On 7 February 2025, the UK High Court handed down a judgement refusing the first ever application for interim relief under the National Security and Investment Act 2021 (NSIA). The court demonstrated significant judicial deference to the UK government on matters of national security, ruling that in such matters "it must show great respect to the judgement of the executive". This case underlines that in matters of national security there will need to be something truly exceptional for the Court to provide interim relief while awaiting any substantive judicial reviews of NSIA cases.

The facts

On 7 December 2021, FTDI Holding Limited – a Chinese-registered firm – acquired a 80.2% share in Future Technology Devices Limited (FTDI) – a British semiconductor company. The deal was called in for review by the UK government on 22 November 2023. A year later, the UK government issued a final order requiring FTDI Holding Limited to divest its majority stake in FTDI on national security grounds. In particular, the government considered that the transaction resulted in risks relating to the transfer of UK developed IP and technology to China and the potential for FTDI Holding Limited’s ownership to disrupt critical national infrastructure. On 3 December 2024, FTDI Holding Limited (the Claimant) challenged the government’s final order by filing a claim for judicial review and applied for an interim injunction or stay suspending the effect of that final order, pending the determination of its judicial review claim on the substance.

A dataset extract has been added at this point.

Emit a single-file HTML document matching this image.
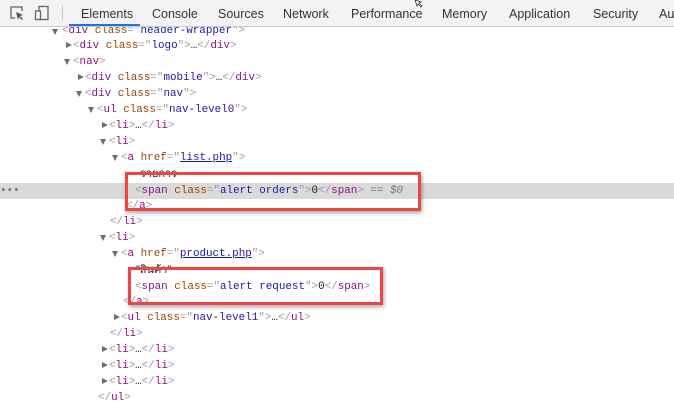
<!DOCTYPE html>
<html><head><meta charset="utf-8"><style>
body{margin:0;width:674px;height:402px;overflow:hidden;background:#fff;position:relative;font-family:"Liberation Mono",monospace;}
.tb{position:absolute;left:0;top:0;width:674px;height:26px;background:#f3f3f3;border-bottom:1px solid #ccc;z-index:5}
.tab{position:absolute;top:7px;font:12.5px "Liberation Sans",sans-serif;color:#333;white-space:nowrap}
.l{position:absolute;height:16px;line-height:16px;font-size:10.9px;white-space:pre;color:#222}
.t{color:#881280}.b{color:#a894a6}.a{color:#994500}.v{color:#1a1aa6}.u{color:#1a1aa6;text-decoration:underline}
.tri{position:absolute;width:0;height:0}
.tr{border-left:6px solid #6e6e6e;border-top:3.5px solid transparent;border-bottom:3.5px solid transparent}
.td{border-top:6px solid #6e6e6e;border-left:3.5px solid transparent;border-right:3.5px solid transparent}
.box{position:absolute;border:3px solid #f04545;box-shadow:1px 2px 4px rgba(0,0,0,.35)}
</style></head><body>
<div class="tb">
<svg style="position:absolute;left:9px;top:5px" width="16" height="16" viewBox="0 0 16 16"><path d="M6 13H2V2h11v4" fill="none" stroke="#666" stroke-width="1.3"/><path d="M7 7l7 3-3 1 3 3-1 1-3-3-1 3z" fill="#555"/></svg>
<svg style="position:absolute;left:34px;top:5px" width="16" height="16" viewBox="0 0 16 16"><rect x="5" y="1.5" width="9" height="13" fill="none" stroke="#666" stroke-width="1.3"/><rect x="1.5" y="6" width="5" height="8.5" fill="#f3f3f3" stroke="#666" stroke-width="1.3"/></svg>
<div style="position:absolute;left:62px;top:5px;width:1px;height:15px;background:#ccc"></div>
<div class="tab" style="left:81px;color:#333">Elements</div>
<div style="position:absolute;left:69px;top:24px;width:71px;height:2px;background:#1a73e8"></div>
<div class="tab" style="left:152px">Console</div>
<div class="tab" style="left:218px">Sources</div>
<div class="tab" style="left:283px">Network</div>
<div class="tab" style="left:351px">Performance</div>
<div class="tab" style="left:442px">Memory</div>
<div class="tab" style="left:509px">Application</div>
<div class="tab" style="left:593px">Security</div>
<div class="tab" style="left:659px">Au</div>
<svg style="position:absolute;left:414px;top:0" width="12" height="8"><path d="M1 0l2 6 1-2 3 3 1-1-3-3 2-1z" fill="#fff" stroke="#333" stroke-width=".8"/></svg>
</div>
<div style="position:absolute;left:0;top:183px;width:674px;height:16px;background:#dadada"></div>
<div class="l" style="left:0;top:183px;color:#777">•••</div>

<div class="tri td" style="left:52px;top:29px"></div><div class="l" style="left:62px;top:23px"><span class="b">&lt;</span><span class="t">div</span> <span class="a">class</span><span class="b">="</span><span class="v">header-wrapper</span><span class="b">"&gt;</span></div>
<div class="tri tr" style="left:66px;top:42px"></div><div class="l" style="left:73px;top:38px"><span class="b">&lt;</span><span class="t">div</span> <span class="a">class</span><span class="b">="</span><span class="v">logo</span><span class="b">"&gt;</span>…<span class="b">&lt;/</span><span class="t">div</span><span class="b">&gt;</span></div>
<div class="tri td" style="left:64px;top:59px"></div><div class="l" style="left:73px;top:54px"><span class="b">&lt;</span><span class="t">nav</span><span class="b">&gt;</span></div>
<div class="tri tr" style="left:78px;top:74px"></div><div class="l" style="left:85px;top:70px"><span class="b">&lt;</span><span class="t">div</span> <span class="a">class</span><span class="b">="</span><span class="v">mobile</span><span class="b">"&gt;</span>…<span class="b">&lt;/</span><span class="t">div</span><span class="b">&gt;</span></div>
<div class="tri td" style="left:76px;top:91px"></div><div class="l" style="left:85px;top:86px"><span class="b">&lt;</span><span class="t">div</span> <span class="a">class</span><span class="b">="</span><span class="v">nav</span><span class="b">"&gt;</span></div>
<div class="tri td" style="left:88px;top:107px"></div><div class="l" style="left:97px;top:102px"><span class="b">&lt;</span><span class="t">ul</span> <span class="a">class</span><span class="b">="</span><span class="v">nav-level0</span><span class="b">"&gt;</span></div>
<div class="tri tr" style="left:102px;top:122px"></div><div class="l" style="left:109px;top:118px"><span class="b">&lt;</span><span class="t">li</span><span class="b">&gt;</span>…<span class="b">&lt;/</span><span class="t">li</span><span class="b">&gt;</span></div>
<div class="tri td" style="left:100px;top:139px"></div><div class="l" style="left:109px;top:134px"><span class="b">&lt;</span><span class="t">li</span><span class="b">&gt;</span></div>
<div class="tri td" style="left:112px;top:155px"></div><div class="l" style="left:121px;top:150px"><span class="b">&lt;</span><span class="t">a</span> <span class="a">href</span><span class="b">="</span><span class="u">list.php</span><span class="b">"&gt;</span></div>
<div class="l" style="left:140px;top:166px;font-family:'Liberation Sans','Noto Sans CJK SC',sans-serif">รายการ</div>
<div class="l" style="left:135px;top:183px"><span class="b">&lt;</span><span class="t">span</span> <span class="a">class</span><span class="b">="</span><span class="v">alert orders</span><span class="b">"&gt;</span>0<span class="b">&lt;/</span><span class="t">span</span><span class="b">&gt;</span><span style="color:#777"> == <i>$0</i></span></div>
<div class="l" style="left:126px;top:198px"><span class="b">&lt;/</span><span class="t">a</span><span class="b">&gt;</span></div>
<div class="l" style="left:110px;top:214px"><span class="b">&lt;/</span><span class="t">li</span><span class="b">&gt;</span></div>
<div class="tri td" style="left:100px;top:235px"></div><div class="l" style="left:109px;top:230px"><span class="b">&lt;</span><span class="t">li</span><span class="b">&gt;</span></div>
<div class="tri td" style="left:112px;top:251px"></div><div class="l" style="left:121px;top:246px"><span class="b">&lt;</span><span class="t">a</span> <span class="a">href</span><span class="b">="</span><span class="u">product.php</span><span class="b">"&gt;</span></div>
<div class="l" style="left:136px;top:262px;font-family:'Liberation Sans','Noto Sans CJK SC',sans-serif">"สินค้า"</div>
<div class="l" style="left:135px;top:279px"><span class="b">&lt;</span><span class="t">span</span> <span class="a">class</span><span class="b">="</span><span class="v">alert request</span><span class="b">"&gt;</span>0<span class="b">&lt;/</span><span class="t">span</span><span class="b">&gt;</span></div>
<div class="l" style="left:123px;top:294px"><span class="b">&lt;/</span><span class="t">a</span><span class="b">&gt;</span></div>
<div class="tri tr" style="left:114px;top:314px"></div><div class="l" style="left:121px;top:310px"><span class="b">&lt;</span><span class="t">ul</span> <span class="a">class</span><span class="b">="</span><span class="v">nav-level1</span><span class="b">"&gt;</span>…<span class="b">&lt;/</span><span class="t">ul</span><span class="b">&gt;</span></div>
<div class="l" style="left:110px;top:326px"><span class="b">&lt;/</span><span class="t">li</span><span class="b">&gt;</span></div>
<div class="tri tr" style="left:102px;top:346px"></div><div class="l" style="left:109px;top:342px"><span class="b">&lt;</span><span class="t">li</span><span class="b">&gt;</span>…<span class="b">&lt;/</span><span class="t">li</span><span class="b">&gt;</span></div>
<div class="tri tr" style="left:102px;top:362px"></div><div class="l" style="left:109px;top:358px"><span class="b">&lt;</span><span class="t">li</span><span class="b">&gt;</span>…<span class="b">&lt;/</span><span class="t">li</span><span class="b">&gt;</span></div>
<div class="tri tr" style="left:102px;top:378px"></div><div class="l" style="left:109px;top:374px"><span class="b">&lt;</span><span class="t">li</span><span class="b">&gt;</span>…<span class="b">&lt;/</span><span class="t">li</span><span class="b">&gt;</span></div>
<div class="l" style="left:98px;top:390px"><span class="b">&lt;/</span><span class="t">ul</span><span class="b">&gt;</span></div>

<div class="box" style="left:125px;top:172px;width:290px;height:33px"></div>
<div class="box" style="left:128px;top:267px;width:249px;height:32px"></div>
</body></html>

Test for interim relief: American Cyanamid principles

The test for considering whether applications for interim relief in public law cases are adequate is set out in the case of American Cyanamid (American Cyanamid Co. v Ethicon Ltd [1975] AC 396.). According to the test, the courts will consider: whether there is a serious question to be tried, whether damages would be an adequate remedy, and if not, whether the ‘balance of convenience’ rests with maintaining the existing factual scenario or intervening through interim relief.

The judgement

Applying the test laid down in American Cyanamid, the court refused the Claimant’s application for interim relief.

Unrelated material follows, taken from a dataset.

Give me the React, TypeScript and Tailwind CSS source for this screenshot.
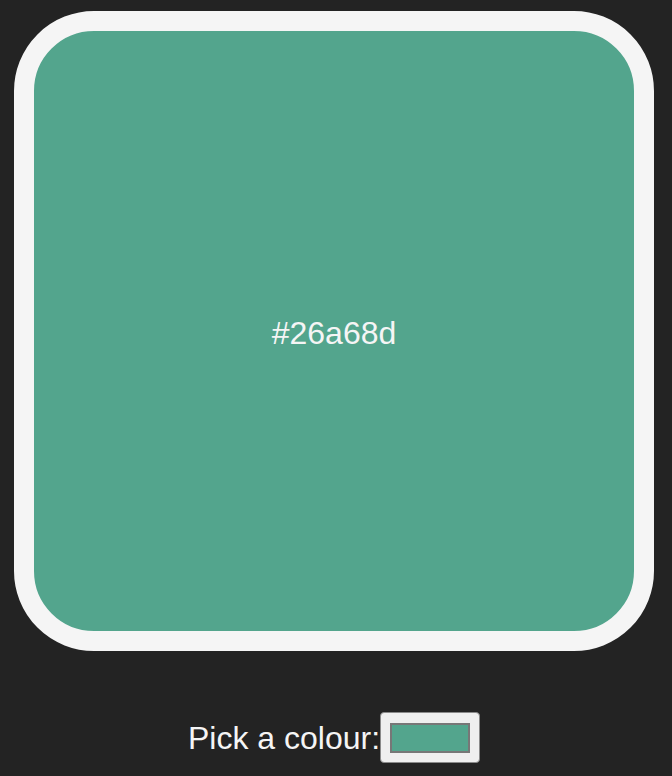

1.       Serious question to be tried: The Defendant argued that the merits threshold in public law cases is whether the claimant has a ‘strong prime facie case’ as opposed to ‘serious question to be tried’, which was rejected by the Court who emphasised that the merits threshold is not higher in public law cases than in any other case. The court concluded, however, that merits would be a significant factor in assessing the balance of convenience in public law cases. In any case, the court determined that the balance strongly opposes the granting of interim relief, regardless of whether the grounds for challenge reveal merely a 'serious question to be tried' or a 'strong prima facie case'.

2.       Adequacy of damages: The Court concluded that damages would not be a wholly adequate remedy in this case because it would be difficult for damages to reflect the “strategic importance to the claimant’s business of its investment in FTDI”. In addition, the Court noted that from the defendant's perspective, the interest purportedly served by the challenged decision is UK national security, and “any detriment to that interest is plainly not compensable through an undertaking in damages”. Despite concluding that damages would not be adequate, the Court acknowledged, though, that since the decision related to property interests rather than personal liberty or privacy interests, damages would provide at least some measure of protection.

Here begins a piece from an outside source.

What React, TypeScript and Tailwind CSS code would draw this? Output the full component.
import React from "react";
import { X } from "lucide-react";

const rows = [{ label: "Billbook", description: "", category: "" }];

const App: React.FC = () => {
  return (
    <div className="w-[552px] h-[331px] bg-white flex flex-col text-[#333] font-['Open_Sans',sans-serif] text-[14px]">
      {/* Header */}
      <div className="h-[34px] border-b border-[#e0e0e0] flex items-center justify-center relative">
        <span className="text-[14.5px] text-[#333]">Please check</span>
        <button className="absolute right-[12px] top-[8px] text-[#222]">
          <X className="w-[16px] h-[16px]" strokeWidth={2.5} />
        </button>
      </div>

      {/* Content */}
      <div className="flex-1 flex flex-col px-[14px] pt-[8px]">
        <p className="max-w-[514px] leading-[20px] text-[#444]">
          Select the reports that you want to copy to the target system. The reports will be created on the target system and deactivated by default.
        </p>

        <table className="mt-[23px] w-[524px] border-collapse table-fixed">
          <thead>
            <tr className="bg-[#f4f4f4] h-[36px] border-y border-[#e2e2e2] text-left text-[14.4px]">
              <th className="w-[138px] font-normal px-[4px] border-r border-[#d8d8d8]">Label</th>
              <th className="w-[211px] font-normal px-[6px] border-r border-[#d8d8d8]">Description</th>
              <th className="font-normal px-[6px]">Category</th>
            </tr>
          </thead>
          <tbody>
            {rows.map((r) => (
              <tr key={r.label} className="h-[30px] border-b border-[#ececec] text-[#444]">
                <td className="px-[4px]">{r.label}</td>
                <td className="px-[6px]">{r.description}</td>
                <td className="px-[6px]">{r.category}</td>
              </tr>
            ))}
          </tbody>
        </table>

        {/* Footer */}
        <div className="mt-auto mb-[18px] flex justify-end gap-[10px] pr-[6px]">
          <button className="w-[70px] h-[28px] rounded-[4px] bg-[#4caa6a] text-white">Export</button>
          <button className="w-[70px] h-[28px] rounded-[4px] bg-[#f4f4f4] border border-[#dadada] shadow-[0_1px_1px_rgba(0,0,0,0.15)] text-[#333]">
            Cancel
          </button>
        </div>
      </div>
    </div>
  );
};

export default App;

3.       Balance of convenience: The Court stated that whilst it had to balance private interests (i.e., FTDI Holding Limited’s rights) as against competing public interests (i.e., the national security risks identified by the Defendant in its NSIA review), the Claimant would “need to point to something very compelling to outweigh” the public interest. Where the public interest to be weighed is national security, the court acknowledged that it “must show great respect to the judgement of the executive” – in particular, the executive’s judgement on the existence and weight of the relevant risk. Indeed, the Court concluded that there was nothing in the evidence to suggest that the UK government’s propositions (i.e., that the Claimant’s control over FTDI presented a real and significant risk to national security and that granting interim relief would prolong the period of the risk) as irrational. The court went on to note that in many cases “it may be difficult to find interests sufficiently weighty to outweigh the public interest in national security”.

Significance

It is important to note that the judgment only addresses the request for interim relief and does not rule on the substantive grounds of the claim challenging the final order. This means that businesses can still challenge decisions under the NSIA.  However, when it comes to seeking an interim injunction or stay to suspend the effect of the final order pending the determination of a judicial review claim, it will likely be difficult for businesses to succeed. This is because the court, as demonstrated in this case, will show significant deference to the UK government regarding national security matters. For a private interest to outweigh the public interest of national security and consequently succeed in an interim relief claim, the private interest would need to be "sufficiently weighty".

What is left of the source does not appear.